[Code that builds pages]
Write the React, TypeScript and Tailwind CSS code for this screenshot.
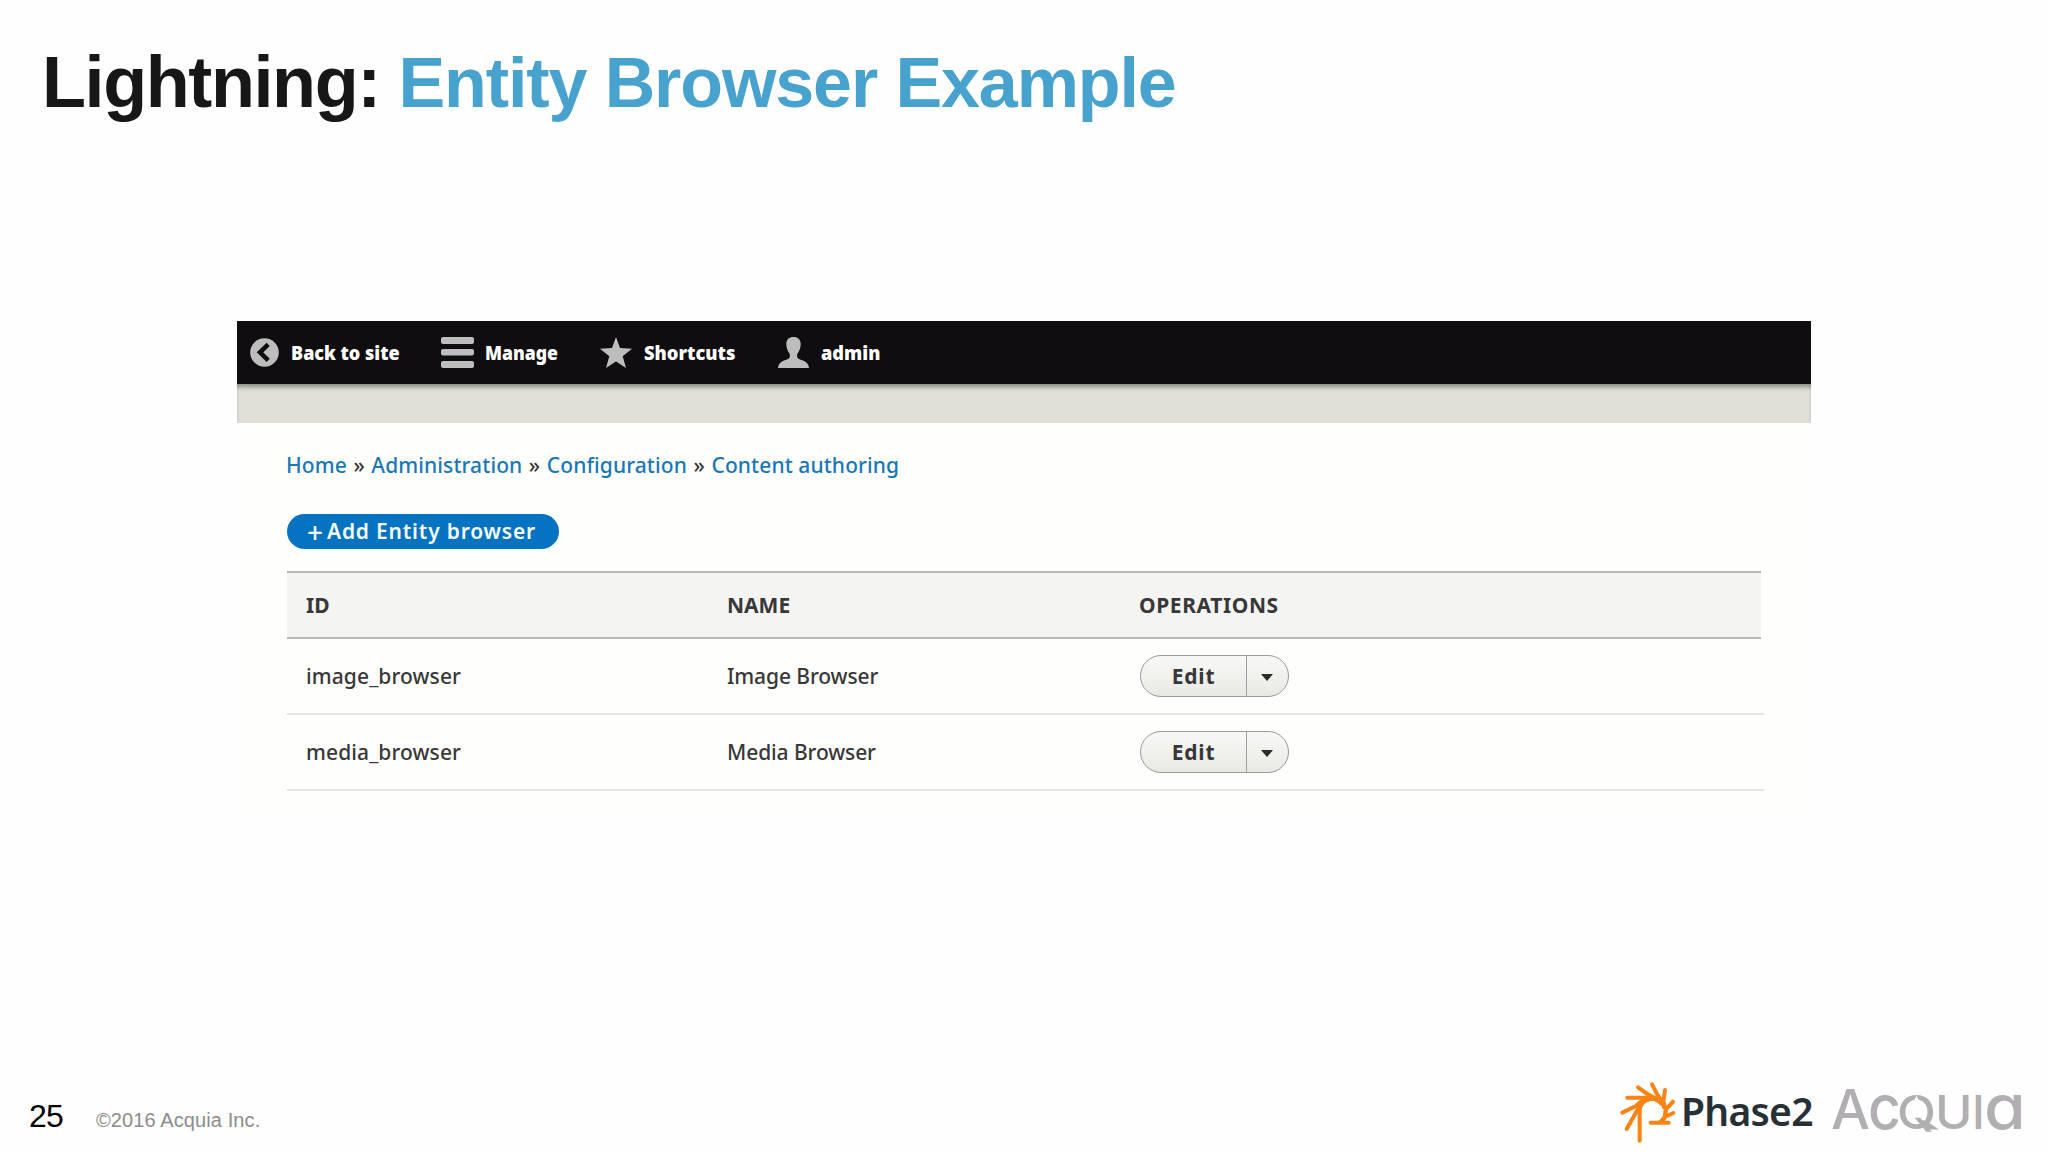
const operaciones = [
  { id: 'image_browser', name: 'Image Browser' },
  { id: 'media_browser', name: 'Media Browser' },
];

const breadcrumb = ['Home', 'Administration', 'Configuration', 'Content authoring'];

function BackIcon() {
  return (
    <svg className="h-[29px] w-[29px]" viewBox="0 0 29 29">
      <circle cx="14.5" cy="14.5" r="14.3" fill="#bebdbe" />
      <path d="M18.2 6.3 L10 14.3 L18.2 22.3" fill="none" stroke="#0f0d10" strokeWidth="4.6" />
    </svg>
  );
}

function MenuIcon() {
  return (
    <svg className="h-[31px] w-[33px]" viewBox="0 0 33 31" fill="#bebdbe">
      <rect y="0" width="33" height="7" rx="2" />
      <rect y="12" width="33" height="6.5" rx="2" />
      <rect y="24" width="33" height="7" rx="2" />
    </svg>
  );
}

function StarIcon() {
  return (
    <svg className="h-[31px] w-[32px]" viewBox="0 0 32 31" fill="#bebdbe">
      <path d="M16 0 L20 11 L32 11.7 L22.7 19.2 L26 31 L16 24.4 L6 31 L9.3 19.2 L0 11.7 L12 11 Z" />
    </svg>
  );
}

function UserIcon() {
  return (
    <svg className="h-[31px] w-[31px]" viewBox="0 0 31 31" fill="#bebdbe">
      <path d="M15.5 0 C19.8 0 22.7 2.3 22.7 7 C22.7 11.3 21 14.8 19.3 17 C18.6 19.8 19.3 21.3 21.5 22.3 C26.5 24.2 30.5 25.4 31 31 L0 31 C0.5 25.4 4.5 24.2 9.5 22.3 C11.7 21.3 12.4 19.8 11.7 17 C10 14.8 8.3 11.3 8.3 7 C8.3 2.3 11.2 0 15.5 0 Z" />
    </svg>
  );
}

function PhaseIcon() {
  return (
    <svg
      className="mt-5 h-[64px] w-[57px]"
      viewBox="60 60 171 192"
      fill="none"
      stroke="#f98416"
      strokeWidth="12"
      strokeLinecap="round"
      strokeLinejoin="round"
    >
      <path d="M119 242 V158 C119 132 134 117 157 117" />
      <path d="M80 207 L111 152 C117 135 128 122 144 119" />
      <path d="M67 158 L108 138 C118 128 128 119 140 117" />
      <path d="M82 113 H142 C160 113 175 120 185 132" />
      <path d="M114 82 L142 102 L172 118" />
      <path d="M156 73 L172 104 L188 128" />
      <path d="M195 90 L190 125 L192 142" />
      <path d="M219 125 L198 148 L195 164" />
      <path d="M220 159 L198 169 L184 184" />
      <path d="M152 188 H206" />
      <path d="M172 112 C190 122 199 140 197 158 C196 170 190 180 180 186" />
    </svg>
  );
}

function AcquiaLogo() {
  return (
    <div className="relative mt-[17px] flex items-baseline font-['Inter'] leading-[60px] font-medium text-[#b1afb2]">
      <span className="w-[37px] text-[55px]">A</span>
      <span className="w-[29px] origin-left scale-x-[0.92] text-[62px]">c</span>
      <span className="w-[38px] origin-left scale-x-[1.08] text-[47px]">Q</span>
      <span className="w-[37px] origin-left scale-x-[1.08] text-[47px]">U</span>
      <span className="w-[12px] text-[47px]">I</span>
      <span className="w-[35px] origin-left scale-x-[1.09] text-[62px] [font-feature-settings:'cv11']">a</span>
      {/* drop tip and tail of the Q */}
      <svg className="absolute top-[18px] left-[68px] h-[36px] w-[42px]" viewBox="0 0 42 36">
        <path d="M17.5 0 C18 5 25 8 28 13 L17.5 11 L8 13 C11 8 17 5 17.5 0 Z" fill="#fefefe" />
        <path d="M24 25 C29 27 34 30 40 34.5 H29 L20 31 Z" fill="#b1afb2" />
      </svg>
    </div>
  );
}

function EditButton() {
  return (
    <div className="ml-px flex h-[42px] w-[149px] overflow-hidden rounded-full border border-[#9a9a9a] bg-linear-to-b from-[#f8f8f6] to-[#e9e9e4]">
      <span className="flex w-[106px] items-center justify-center border-r border-[#a0a0a0] pt-[2px] text-[21px] font-bold tracking-[0.8px]">
        Edit
      </span>
      <span className="flex flex-1 items-center justify-center pt-[3px] pr-[2px]">
        <svg className="h-[7px] w-[12px]" viewBox="0 0 12 7">
          <path d="M0 0 H12 L6 7 Z" fill="#2b2b2b" />
        </svg>
      </span>
    </div>
  );
}

export default function App() {
  return (
    <div className="flex h-[1152px] w-[2048px] flex-col overflow-hidden bg-[#fefefe] font-['Noto_Sans',sans-serif] text-[#383838]">
      <h1 className="h-[164px] pt-[46px] pl-[42px] font-['Liberation_Sans'] text-[72px] leading-[72px] font-bold tracking-[-1.4px] whitespace-nowrap text-[#171717]">
        Lightning: <span className="text-[70px] tracking-[-1.1px] text-[#47a2ce]">Entity Browser Example</span>
      </h1>

      <main className="mt-[157px] ml-[237px] h-[499px] w-[1574px] bg-[#fefefd]">
        <nav className="relative flex h-[63px] items-center bg-[#0f0d10] pl-[13px] text-[20px] font-black text-white">
          <div className="flex w-[191px] items-center">
            <div className="w-[41px]"><BackIcon /></div>
            <span className="origin-left scale-x-90 whitespace-nowrap">Back to site</span>
          </div>
          <div className="flex w-[159px] items-center">
            <div className="w-[44px]"><MenuIcon /></div>
            <span className="origin-left scale-x-[0.88]">Manage</span>
          </div>
          <div className="flex w-[178px] items-center">
            <div className="w-[44px]"><StarIcon /></div>
            <span className="origin-left scale-x-[0.915]">Shortcuts</span>
          </div>
          <div className="flex items-center">
            <div className="w-[43px]"><UserIcon /></div>
            <span className="origin-left scale-x-[0.91]">admin</span>
          </div>
        </nav>
        <div className="h-[39px] bg-[#e0e0d9] shadow-[inset_0_5px_5px_-2px_rgba(0,0,0,0.4)]" />

        <div className="mt-[28px] flex h-[30px] items-center gap-[6.5px] pl-[49px] text-[21px] font-medium tracking-[0.1px] whitespace-nowrap">
          {breadcrumb.map((item, i) => (
            <div key={item} className="flex gap-[6.5px]">
              {i > 0 && <span>»</span>}
              <span className="text-[#1b77b3]">{item}</span>
            </div>
          ))}
        </div>

        <button className="mt-[33px] ml-[50px] flex h-[35px] w-[272px] items-center rounded-full bg-[#0573bf] pt-px pl-[17px] text-[21px] font-semibold tracking-[0.8px] whitespace-nowrap text-[#f4fafe]">
          <span className="w-[23px] text-[28px] leading-[34px] font-medium">+</span>
          Add Entity browser
        </button>

        <div className="mt-[22px] ml-[50px] w-[1474px]">
          <div className="grid h-[68px] grid-cols-[421px_412px_1fr] items-center border-y-2 border-[#b9b9b8] bg-[#f4f4f3] pt-[2px] pl-[19px] text-[21px] font-bold">
            <span>ID</span>
            <span>NAME</span>
            <span className="tracking-[0.6px]">OPERATIONS</span>
          </div>
          {operaciones.map((row) => (
            <div
              key={row.id}
              className="grid h-[76px] w-[1477px] grid-cols-[421px_412px_1fr] items-center border-b-2 border-[#e6e6e6] pl-[19px] text-[21px] font-medium"
            >
              <span className="pt-[2px] tracking-[0.1px]">{row.id}</span>
              <span className="pt-[2px] tracking-[-0.1px]">{row.name}</span>
              <EditButton />
            </div>
          ))}
        </div>
      </main>

      <footer className="mt-[240px] flex h-[92px] items-start font-['Liberation_Sans']">
        <div className="flex w-[1620px] items-baseline pt-[40px] pl-[29px]">
          <span className="w-[67px] text-[32px] leading-[32px] tracking-[-0.8px] text-black">25</span>
          <span className="text-[20px] tracking-[0.1px] text-[#8c8c8c]">©2016 Acquia Inc.</span>
        </div>
        <PhaseIcon />
        <span className="mt-[31px] ml-[4px] w-[150px] font-['Noto_Sans'] text-[39px] leading-[40px] font-semibold tracking-[-0.7px] text-[#263035]">
          Phase2
        </span>
        <AcquiaLogo />
      </footer>
    </div>
  );
}
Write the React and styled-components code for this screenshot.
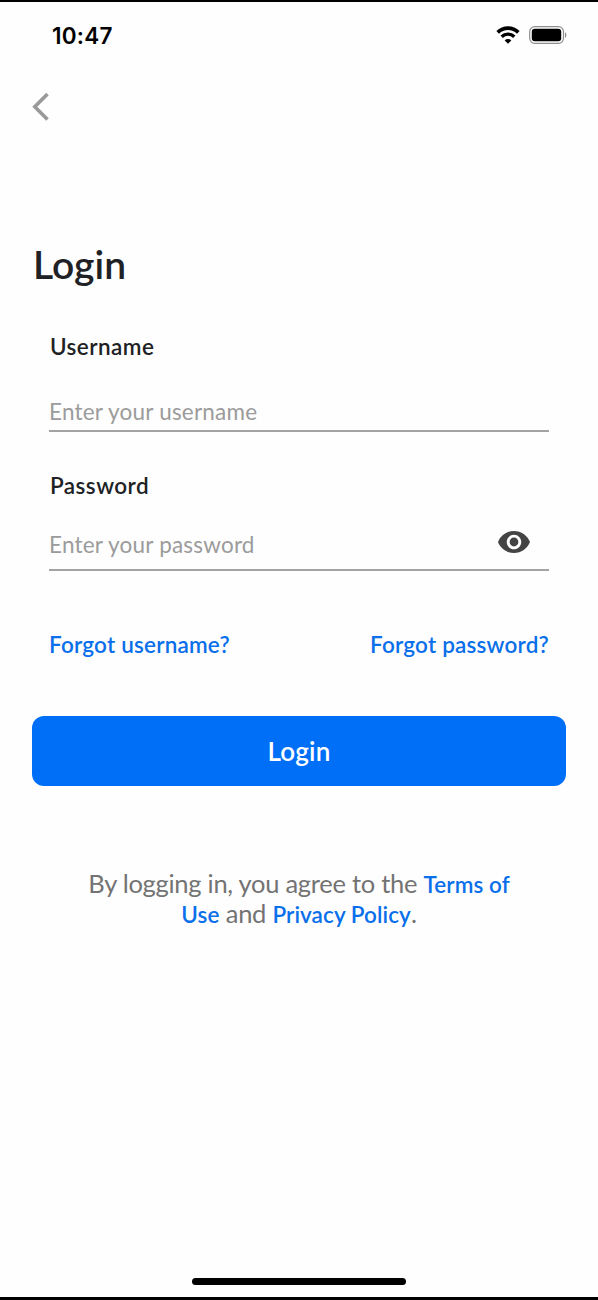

### Given request
Up to and including the line with "['Home', 'Administration', 'Configuration', 'Content", copy the data above from its first line. Skip pictures.

### Written answer
Write the React, TypeScript and Tailwind CSS code for this screenshot.
const operaciones = [
  { id: 'image_browser', name: 'Image Browser' },
  { id: 'media_browser', name: 'Media Browser' },
];

const breadcrumb = ['Home', 'Administration', 'Configuration', 'Content authoring'];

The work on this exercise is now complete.